Abstract 659: Macrophage Beta3 Integrin Deficiency Promotes Atherosclerosis Development Through ERK-Dependent Signaling

Abstract

Atherosclerosis is a chronic inflammation of the arterial wall caused by accumulation of cholesterol. This complex process involves endothelial and smooth muscle cells as well as the recruitment and differentiation of circulating monocytes. Integrins are membrane-bound molecules that are involved in signaling between cells and the extracellular matrix, thereby influencing intracellular signaling and cytoskeletal stability. We and others have described the in vivo consequences of germline deletion of the β3 integrin in inflammation, atherosclerosis and cancer. However, the distinct pathophysiological consequences of its tissue-specific deletion in macrophage function in development of atherosclerotic lesions remain mostly elusive. Our aim was to characterize for the first time the phenotype of mice with tissue-specific deletion of β3 integrin in macrophages (LyzMCre) under high fat diet (HFD) condition on atherosclerotic prone backgrounds (ApoE-/- and LDLr-/-), and to elucidate the signaling mechanism involved using in vitro methods. Tissue specific β3 integrin deficiency in macrophages alone is sufficient to cause increased lesion formation in the aorta of mice on HFD on both backgrounds used suggesting an important atheroprotective role played by this integrin. β3 integrin-deficient bone marrow-derived macrophages (BMDM) treated with oxLDL in vitro demonstrated a strong cholesterol uptake and increased foam cell formation.
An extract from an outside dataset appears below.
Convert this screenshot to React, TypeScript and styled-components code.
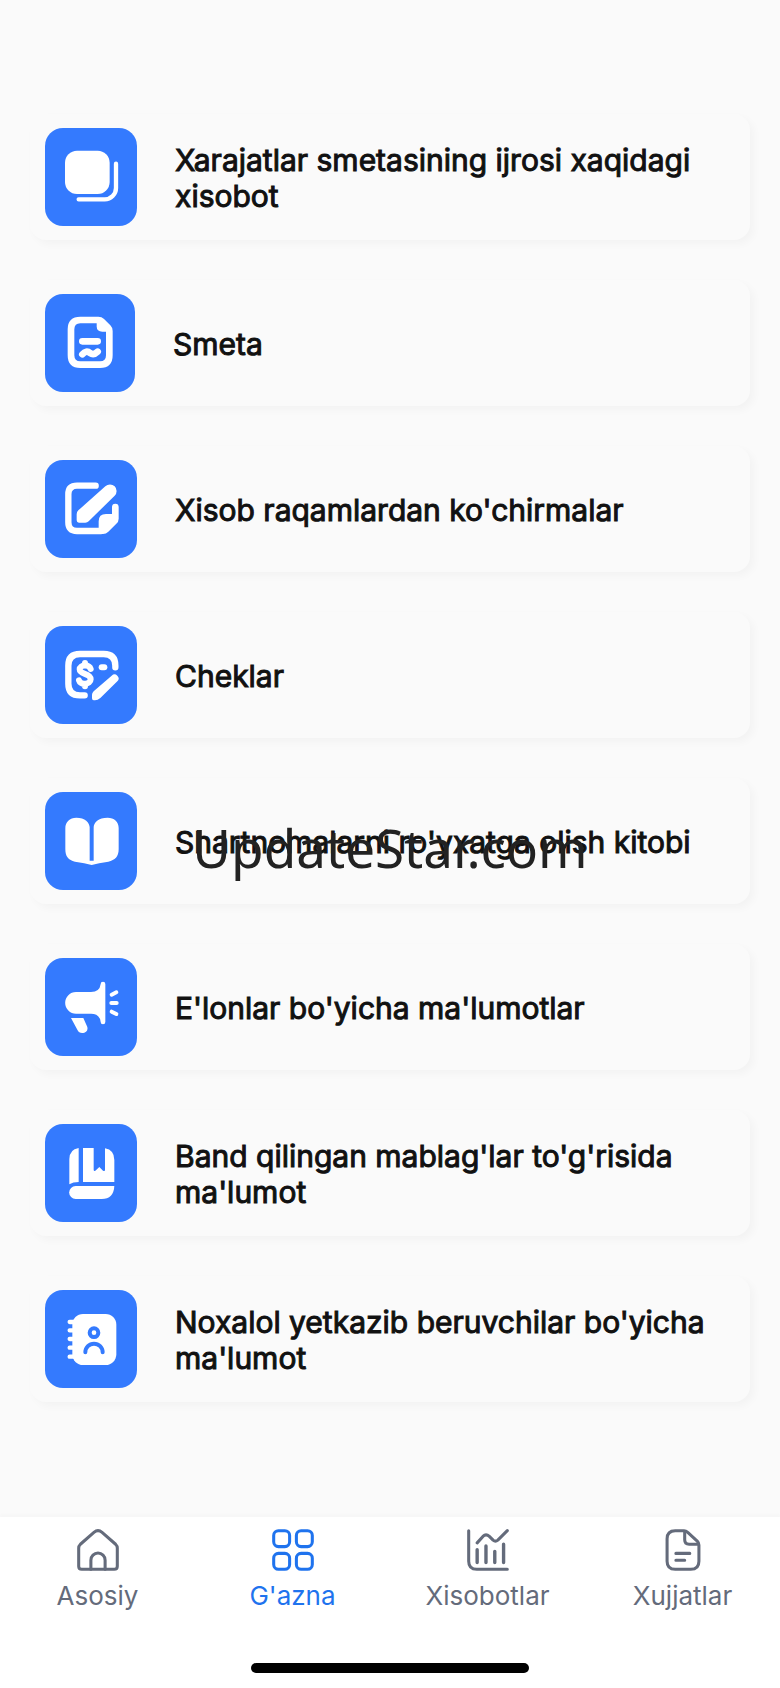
import React from 'react';
import styled, { createGlobalStyle } from 'styled-components';

const GlobalStyle = createGlobalStyle`
  * { box-sizing: border-box; }
  body {
    margin: 0;
    background: #fafafa;
    font-family: Inter, "Liberation Sans", sans-serif;
  }
`;

const Screen = styled.div`
  position: relative;
  display: flex;
  flex-direction: column;
  min-height: 100vh;
  background: #fafafa;
`;

const Menu = styled.main`
  flex: 1;
  display: flex;
  flex-direction: column;
  gap: 40px;
  padding: 114px 30px 40px;
`;

const Card = styled.button`
  display: flex;
  align-items: center;
  gap: 38px;
  width: 100%;
  padding: 14px 15px;
  border: 0;
  border-radius: 16px;
  background: #fafafa;
  box-shadow: 4px 4px 8px rgba(0, 0, 0, 0.03);
  font: inherit;
  text-align: left;
  cursor: pointer;
`;

const Tile = styled.span<{ $width: number }>`
  flex: none;
  display: flex;
  width: ${(p) => p.$width}px;
  height: 98px;
  border-radius: 18px;
  background: #347afe;
  color: #ffffff;

  svg {
    width: 100%;
    height: 100%;
  }
`;

const CardTitle = styled.span`
  flex: 1;
  padding-top: 2px;
  color: #111111;
  font-size: 30px;
  font-weight: 400;
  line-height: 36px;
  -webkit-text-stroke: 1px #111111;
`;

const Watermark = styled.div`
  position: absolute;
  top: 50%;
  left: 50%;
  transform: translate(-50%, -50%);
  padding-top: 8px;
  color: #222222;
  font-family: "Noto Sans", "Open Sans", sans-serif;
  font-size: 53px;
  line-height: 72px;
  white-space: nowrap;
  pointer-events: none;
`;

const BottomBar = styled.footer`
  display: flex;
  flex-direction: column;
  align-items: center;
  gap: 50px;
  padding: 12px 0 15px;
  background: #ffffff;
  box-shadow: 0 -3px 3px rgba(0, 0, 0, 0.015);
`;

const Tabs = styled.nav`
  display: grid;
  grid-template-columns: repeat(4, 1fr);
  width: 100%;
`;

const Tab = styled.a<{ $active?: boolean }>`
  display: flex;
  flex-direction: column;
  align-items: center;
  gap: 8px;
  color: ${(p) => (p.$active ? '#1f73ee' : '#646b7b')};
  font-size: 26px;
  line-height: 34px;
  text-decoration: none;

  svg {
    width: 42px;
    height: 42px;
  }
`;

const HomeIndicator = styled.div`
  width: 278px;
  height: 10px;
  border-radius: 5px;
  background: #000000;
`;

const TileIcon = ({ width = 276, children }: { width?: number; children: React.ReactNode }) => (
  <svg viewBox={`0 0 ${width} 294`} fill="none" strokeLinecap="round" strokeLinejoin="round" aria-hidden="true">
    {children}
  </svg>
);

const TabIcon = ({ children }: { children: React.ReactNode }) => (
  <svg viewBox="0 0 124 124" fill="none" stroke="currentColor" strokeWidth="9" strokeLinecap="round" strokeLinejoin="round" aria-hidden="true">
    {children}
  </svg>
);

const items = [
  {
    title: 'Xarajatlar smetasining ijrosi xaqidagi xisobot',
    icon: (
      <TileIcon>
        <rect x="60" y="68" width="134" height="130" rx="36" fill="currentColor" />
        <path d="M213 107V180a34 34 0 0 1-34 34H101" stroke="currentColor" strokeWidth="13" />
      </TileIcon>
    ),
  },
  {
    title: 'Smeta',
    width: 90,
    icon: (
      <TileIcon width={270}>
        <path d="M106 78H160Q166 78 170 82L189 101Q193 105 193 111V184Q193 212 165 212H106Q78 212 78 184V106Q78 78 106 78Z" stroke="currentColor" strokeWidth="20" />
        <path d="M155 78L193 113H172Q155 113 155 97Z" fill="currentColor" />
        <path d="M112 142H158M112 181q12-14 23-4q11 8 23-4" stroke="currentColor" strokeWidth="20" />
      </TileIcon>
    ),
  },
  {
    title: "Xisob raqamlardan ko'chirmalar",
    icon: (
      <TileIcon>
        <path d="M152 77H96Q70 77 70 103V187Q70 213 96 213H168" stroke="currentColor" strokeWidth="19" />
        <path d="M161 222V184Q161 162 183 162H201V141A10 10 0 0 1 221 141V176Q221 185 214 191L190 215Q183 222 174 222Z" fill="currentColor" />
        <path d="M102 188Q95 188 95 181V163Q95 156 100 151L181 79A19 19 0 0 1 209 107L131 184Q127 188 121 188Z" fill="currentColor" />
      </TileIcon>
    ),
  },
  {
    title: 'Cheklar',
    icon: (
      <TileIcon>
        <path d="M119 208H105Q70 208 70 173V119Q70 84 105 84H176Q211 84 211 119V124" stroke="currentColor" strokeWidth="19" />
        <path d="M137 129C132 114 104 116 104 130C104 147 137 140 137 160C137 176 107 178 102 163M120 111V118M120 174V181" stroke="currentColor" strokeWidth="18" />
        <path d="M170 124H178" stroke="currentColor" strokeWidth="18" />
        <path d="M146 223Q141 223 141 217V206Q141 201 146 196L200 149A12 12 0 0 1 217 166L166 216Q158 223 150 223Z" fill="currentColor" />
      </TileIcon>
    ),
  },
  {
    title: "Shartnomalarni ro'yxatga olish kitobi",
    icon: (
      <TileIcon>
        <path d="M61 108C61 90 74 77 94 77C120 77 134 92 134 106V206H146V106C146 92 160 77 188 77C207 77 221 88 221 108V172C221 194 210 205 190 209Q160 213 140 219Q120 213 90 209C70 204 61 194 61 172Z" fill="currentColor" />
      </TileIcon>
    ),
  },
  {
    title: "E'lonlar bo'yicha ma'lumotlar",
    icon: (
      <TileIcon>
        <path d="M93 102H138Q164 102 167 78A7 7 0 0 1 181 78V192A7 7 0 0 1 167 192Q164 167 138 167H93A32 32 0 0 1 93 102Z" fill="currentColor" />
        <path d="M78 180H115L127 207Q130 219 118 224Q103 228 97 215Z" fill="currentColor" />
        <path d="M200 110L214 103M199 135H215M200 161L214 168" stroke="currentColor" strokeWidth="12" />
      </TileIcon>
    ),
  },
  {
    title: "Band qilingan mablag'lar to'g'risida ma'lumot",
    icon: (
      <TileIcon>
        <path d="M101 72V174Q84 174 73 181V106Q73 76 101 72Z" fill="currentColor" />
        <path d="M114 72H146V138Q147 143 151 140L163 129L174 140Q180 143 180 138V73Q208 78 208 108V174H114Z" fill="currentColor" />
        <path d="M92 186H208Q206 225 170 225H92A19 19 0 0 1 92 186Z" fill="currentColor" />
      </TileIcon>
    ),
  },
  {
    title: "Noxalol yetkazib beruvchilar bo'yicha ma'lumot",
    icon: (
      <TileIcon>
        <rect x="82" y="72" width="132" height="153" rx="32" fill="currentColor" />
        <path d="M74 96H92M74 121H86M74 147H86M74 173H86M74 200H92" stroke="currentColor" strokeWidth="13" />
        <g stroke="#347afe" strokeWidth="12">
          <circle cx="147" cy="128" r="13" />
          <path d="M121 187A26 26 0 0 1 173 187" />
        </g>
      </TileIcon>
    ),
  },
];

const tabs = [
  {
    label: 'Asosiy',
    icon: (
      <TabIcon>
        <path d="M5 110V56Q5 50 10 45L50 10Q62 0 74 10L114 45Q119 50 119 56V110Q119 119 110 119H14Q5 119 5 110Z" />
        <path d="M41 119V92A21 21 0 0 1 83 92V119" />
      </TabIcon>
    ),
  },
  {
    label: "G'azna",
    active: true,
    icon: (
      <TabIcon>
        <rect x="5" y="5" width="47" height="47" rx="14" />
        <rect x="72" y="5" width="47" height="47" rx="14" />
        <rect x="5" y="72" width="47" height="47" rx="14" />
        <rect x="72" y="72" width="47" height="47" rx="14" />
      </TabIcon>
    ),
  },
  {
    label: 'Xisobotlar',
    icon: (
      <TabIcon>
        <path d="M5 5V95Q5 119 29 119H119" />
        <path d="M30 41L47 22Q56 13 66 22L77 33Q84 39 91 33L119 5" />
        <path d="M30 61V99M56 50V99M82 66V99M108 45V99" strokeWidth="10" />
      </TabIcon>
    ),
  },
  {
    label: 'Xujjatlar',
    icon: (
      <TabIcon>
        <path d="M39 5H64Q71 5 76 10L104 36Q109 41 109 47V95Q109 119 85 119H39Q15 119 15 95V29Q15 5 39 5Z" />
        <path d="M67 7V32Q67 45 80 45H107M41 72H82M41 92H67" />
      </TabIcon>
    ),
  },
];

export default function App() {
  return (
    <Screen>
      <GlobalStyle />
      <Menu>
        {items.map((item) => (
          <Card key={item.title} type="button">
            <Tile $width={item.width ?? 92}>{item.icon}</Tile>
            <CardTitle>{item.title}</CardTitle>
          </Card>
        ))}
      </Menu>
      <BottomBar>
        <Tabs>
          {tabs.map((tab) => (
            <Tab key={tab.label} href="#" $active={tab.active} aria-current={tab.active ? 'page' : undefined}>
              {tab.icon}
              {tab.label}
            </Tab>
          ))}
        </Tabs>
        <HomeIndicator />
      </BottomBar>
      <Watermark>UpdateStar.com</Watermark>
    </Screen>
  );
}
We identified that β3 integrin deficiency in macrophages caused an early activation of Ras followed by ERK phosphorylation, deficient cholesterol efflux and decreased expression of cholesterol transporter (ABCA1) which is a major regulator of cellular cholesterol. Inhibition of the ERK pathway reduced foam cell formation of macrophages at least partially by restoring expression of ABCA1. Taken together, our results show that macrophage β3 integrin is an important signaling molecule for cellular activation. Its deficiency showed important functional consequences in regard to inflammation and atherosclerosis that could be possibly modulated by interfering with downstream signaling.